(REQUIREMENT): Repeat every line of the listing below exactly, minus the pictures.

(INFORMATION PROVIDED):
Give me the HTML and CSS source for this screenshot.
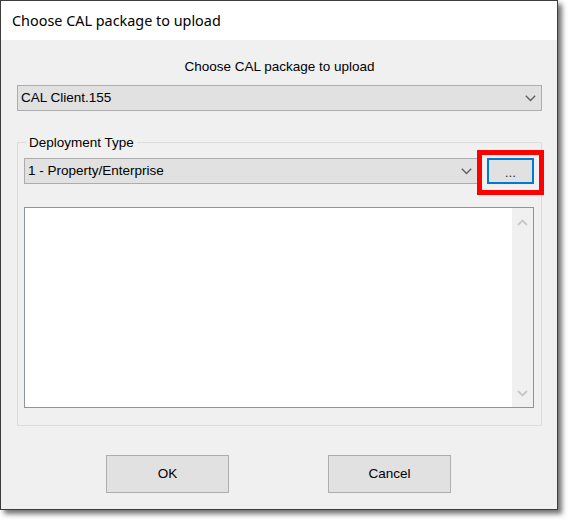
FILE: index.html
```html
<!DOCTYPE html>
<html>
<head>
<meta charset="utf-8">
<title>Choose CAL package to upload</title>
<link rel="stylesheet" href="styles.css">
</head>
<body>
<div class="window">
  <div class="titlebar">Choose CAL package to upload</div>
  <div class="content">
    <div class="heading">Choose CAL package to upload</div>
    <div class="combo combo-wide">
      <span class="combo-text">CAL Client.155</span>
      <svg class="chev" width="11" height="7" viewBox="0 0 11 7"><polyline points="0.8,0.8 5.5,5.5 10.2,0.8" fill="none" stroke="#606060" stroke-width="1.4"/></svg>
    </div>
    <fieldset class="group">
      <legend class="group-title">Deployment Type</legend>
      <div class="row">
        <div class="combo combo-fill">
          <span class="combo-text">1 - Property/Enterprise</span>
          <svg class="chev" width="11" height="7" viewBox="0 0 11 7"><polyline points="0.8,0.8 5.5,5.5 10.2,0.8" fill="none" stroke="#606060" stroke-width="1.4"/></svg>
        </div>
        <div class="browse-wrap">
          <div class="btn browse">...</div>
          <div class="highlight"></div>
        </div>
      </div>
      <div class="textbox">
        <div class="text-area"></div>
        <div class="vscroll">
          <div class="arrow"><svg width="11" height="7" viewBox="0 0 11 7"><polyline points="1,6 5.5,1.5 10,6" fill="none" stroke="#c8c8c8" stroke-width="1.8"/></svg></div>
          <div class="arrow"><svg width="11" height="7" viewBox="0 0 11 7"><polyline points="1,1 5.5,5.5 10,1" fill="none" stroke="#c8c8c8" stroke-width="1.8"/></svg></div>
        </div>
      </div>
    </fieldset>
    <div class="actions">
      <div class="btn action">OK</div>
      <div class="btn action">Cancel</div>
    </div>
  </div>
</div>
</body>
</html>
```

FILE: styles.css
```css
html, body {
  margin: 0;
  padding: 0;
  background: #ffffff;
}

body {
  width: 573px;
  height: 526px;
  overflow: hidden;
}

.window {
  width: 558px;
  height: 510px;
  box-sizing: border-box;
  border: 1px solid #3d3d3d;
  background: #f0f0f0;
  box-shadow: 4px 4px 5px rgba(0, 0, 0, 0.55);
  display: flex;
  flex-direction: column;
}

.titlebar {
  height: 39px;
  flex: none;
  background: #ffffff;
  padding-left: 11px;
  display: flex;
  align-items: center;
  font-family: "Noto Sans", "Liberation Sans", sans-serif;
  font-size: 14.4px;
  color: #000000;
}

.content {
  flex: 1;
  padding: 0 15px 0 16px;
  font-family: "Liberation Sans", Arial, sans-serif;
  font-size: 13.5px;
  color: #000000;
}

.heading {
  margin-top: 19px;
  line-height: 16px;
  text-align: center;
}

.combo {
  box-sizing: border-box;
  height: 26px;
  border: 1px solid #adadad;
  background: #e1e1e1;
  display: flex;
  align-items: center;
  padding: 0 5px 0 3px;
}

.combo-wide {
  margin-top: 10px;
}

.combo-text {
  flex: 1;
  line-height: 16px;
}

.chev {
  display: block;
  flex: none;
}

.group {
  margin: 23px 0 0 0;
  padding: 8px 7px 17px 6px;
  border: 1px solid #dcdcdc;
  min-width: 0;
}

.group-title {
  margin-left: 2px;
  padding: 0 3px;
  line-height: 16px;
  position: relative;
  top: 1px;
}

.row {
  display: flex;
  gap: 9px;
}

.combo-fill {
  flex: 1;
}

.browse-wrap {
  position: relative;
  flex: none;
}

.btn {
  box-sizing: border-box;
  border: 1px solid #adadad;
  background: #e1e1e1;
  display: flex;
  align-items: center;
  justify-content: center;
  line-height: 16px;
}

.browse {
  width: 47px;
  height: 26px;
  border: 2px solid #0078d7;
  color: #333333;
  padding-top: 3px;
}

.highlight {
  position: absolute;
  top: -8px;
  bottom: -11px;
  left: -10px;
  right: -10px;
  border: 5px solid #ff0000;
  pointer-events: none;
}

.textbox {
  margin-top: 23px;
  height: 201px;
  box-sizing: border-box;
  border: 1px solid #8f939a;
  background: #ffffff;
  display: flex;
}

.text-area {
  flex: 1;
}

.vscroll {
  width: 21px;
  background: #f0f0f0;
  display: flex;
  flex-direction: column;
  justify-content: space-between;
}

.arrow {
  height: 28px;
  display: flex;
  align-items: center;
  justify-content: center;
}

.arrow svg {
  display: block;
}

.actions {
  margin-top: 29px;
  margin-right: 2px;
  display: flex;
  justify-content: center;
  gap: 99px;
}

.action {
  width: 123px;
  height: 38px;
}
```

(SOLVED PROBLEM):
Give me the HTML and CSS source for this screenshot.
FILE: index.html
```html
<!DOCTYPE html>
<html>
<head>
<meta charset="utf-8">
<title>Choose CAL package to upload</title>
<link rel="stylesheet" href="styles.css">
</head>
<body>
<div class="window">
  <div class="titlebar">Choose CAL package to upload</div>
  <div class="content">
    <div class="heading">Choose CAL package to upload</div>
    <div class="combo combo-wide">
      <span class="combo-text">CAL Client.155</span>
      <svg class="chev" width="11" height="7" viewBox="0 0 11 7"><polyline points="0.8,0.8 5.5,5.5 10.2,0.8" fill="none" stroke="#606060" stroke-width="1.4"/></svg>
    </div>
    <fieldset class="group">
      <legend class="group-title">Deployment Type</legend>
      <div class="row">
        <div class="combo combo-fill">
          <span class="combo-text">1 - Property/Enterprise</span>
          <svg class="chev" width="11" height="7" viewBox="0 0 11 7"><polyline points="0.8,0.8 5.5,5.5 10.2,0.8" fill="none" stroke="#606060" stroke-width="1.4"/></svg>
        </div>
        <div class="browse-wrap">
          <div class="btn browse">...</div>
          <div class="highlight"></div>
        </div>
      </div>
      <div class="textbox">
        <div class="text-area"></div>
        <div class="vscroll">
          <div class="arrow"><svg width="11" height="7" viewBox="0 0 11 7"><polyline points="1,6 5.5,1.5 10,6" fill="none" stroke="#c8c8c8" stroke-width="1.8"/></svg></div>
          <div class="arrow"><svg width="11" height="7" viewBox="0 0 11 7"><polyline points="1,1 5.5,5.5 10,1" fill="none" stroke="#c8c8c8" stroke-width="1.8"/></svg></div>
        </div>
      </div>
    </fieldset>
    <div class="actions">
      <div class="btn action">OK</div>
      <div class="btn action">Cancel</div>
    </div>
  </div>
</div>
</body>
</html>
```

FILE: styles.css
```css
html, body {
  margin: 0;
  padding: 0;
  background: #ffffff;
}

body {
  width: 573px;
  height: 526px;
  overflow: hidden;
}

.window {
  width: 558px;
  height: 510px;
  box-sizing: border-box;
  border: 1px solid #3d3d3d;
  background: #f0f0f0;
  box-shadow: 4px 4px 5px rgba(0, 0, 0, 0.55);
  display: flex;
  flex-direction: column;
}

.titlebar {
  height: 39px;
  flex: none;
  background: #ffffff;
  padding-left: 11px;
  display: flex;
  align-items: center;
  font-family: "Noto Sans", "Liberation Sans", sans-serif;
  font-size: 14.4px;
  color: #000000;
}

.content {
  flex: 1;
  padding: 0 15px 0 16px;
  font-family: "Liberation Sans", Arial, sans-serif;
  font-size: 13.5px;
  color: #000000;
}

.heading {
  margin-top: 19px;
  line-height: 16px;
  text-align: center;
}

.combo {
  box-sizing: border-box;
  height: 26px;
  border: 1px solid #adadad;
  background: #e1e1e1;
  display: flex;
  align-items: center;
  padding: 0 5px 0 3px;
}

.combo-wide {
  margin-top: 10px;
}

.combo-text {
  flex: 1;
  line-height: 16px;
}

.chev {
  display: block;
  flex: none;
}

.group {
  margin: 23px 0 0 0;
  padding: 8px 7px 17px 6px;
  border: 1px solid #dcdcdc;
  min-width: 0;
}

.group-title {
  margin-left: 2px;
  padding: 0 3px;
  line-height: 16px;
  position: relative;
  top: 1px;
}

.row {
  display: flex;
  gap: 9px;
}

.combo-fill {
  flex: 1;
}

.browse-wrap {
  position: relative;
  flex: none;
}

.btn {
  box-sizing: border-box;
  border: 1px solid #adadad;
  background: #e1e1e1;
  display: flex;
  align-items: center;
  justify-content: center;
  line-height: 16px;
}

.browse {
  width: 47px;
  height: 26px;
  border: 2px solid #0078d7;
  color: #333333;
  padding-top: 3px;
}

.highlight {
  position: absolute;
  top: -8px;
  bottom: -11px;
  left: -10px;
  right: -10px;
  border: 5px solid #ff0000;
  pointer-events: none;
}

.textbox {
  margin-top: 23px;
  height: 201px;
  box-sizing: border-box;
  border: 1px solid #8f939a;
  background: #ffffff;
  display: flex;
}

.text-area {
  flex: 1;
}

.vscroll {
  width: 21px;
  background: #f0f0f0;
  display: flex;
  flex-direction: column;
  justify-content: space-between;
}

.arrow {
  height: 28px;
  display: flex;
  align-items: center;
  justify-content: center;
}

.arrow svg {
  display: block;
}

.actions {
  margin-top: 29px;
  margin-right: 2px;
  display: flex;
  justify-content: center;
  gap: 99px;
}

.action {
  width: 123px;
  height: 38px;
}
```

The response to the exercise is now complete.